According to a statement from Jerrold Nadler, the Fair Play Fair Pay Act would: 
- Create a terrestrial performance right so that AM/FM radio competes on equal footing with its Internet and satellite competitors who already pay performance royalties. This would resolve the decades old struggle for performance rights and ensure that – for the first time – music creators would have the right to fair pay when their performances are broadcast on AM/FM radio.
- Bring true platform parity to radio – so that all forms of radio, regardless of the technology they use – pay fair market value for music performances.
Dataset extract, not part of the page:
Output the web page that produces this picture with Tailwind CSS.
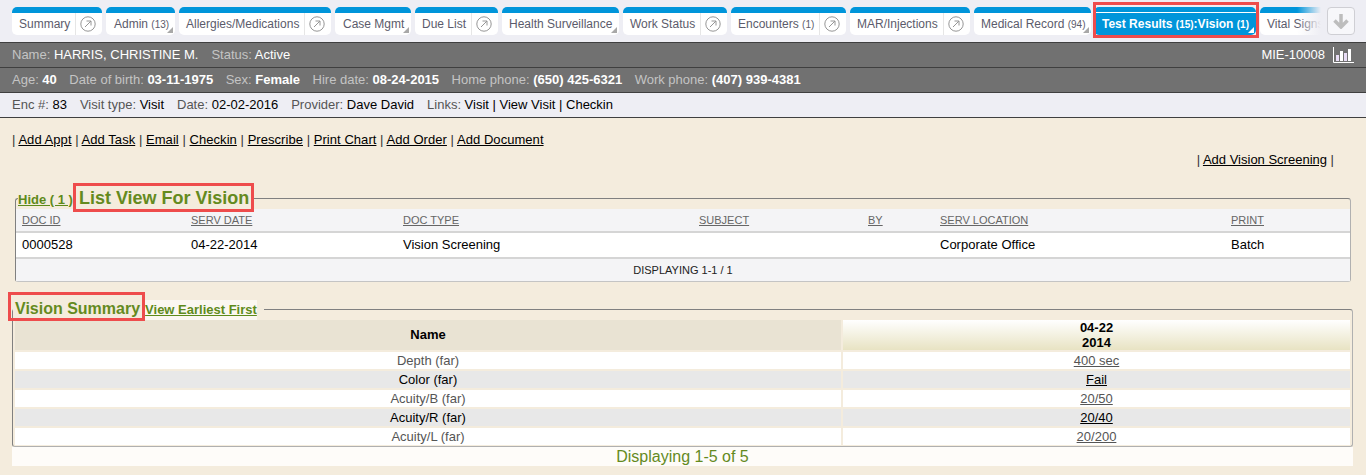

This levels the playing field and ends the unfair and illogical distortions caused by the different royalty standards that exist today. - Ensure terrestrial royalties are affordable capping royalties for stations with less than $1 million in annual revenue at $500 per year (and at $100 a year for non-commercial stations), while protecting religious and incidental uses of music from having to pay any royalties at all. 
- Make a clear statement that pre-1972 recordings have value and those who are profiting from them must pay appropriate royalties for their use, while we closely monitor the litigation developments on this issue.
- Protect songwriters and publishers by clearly stating that nothing in this bill can be used to lower songwriting royalties. 
- Codify industry practices streamlining the allocation of royalty payments to music producers.
- Ensure that artists receive their fair share from direct licensing of all performances eligible for the statutory license.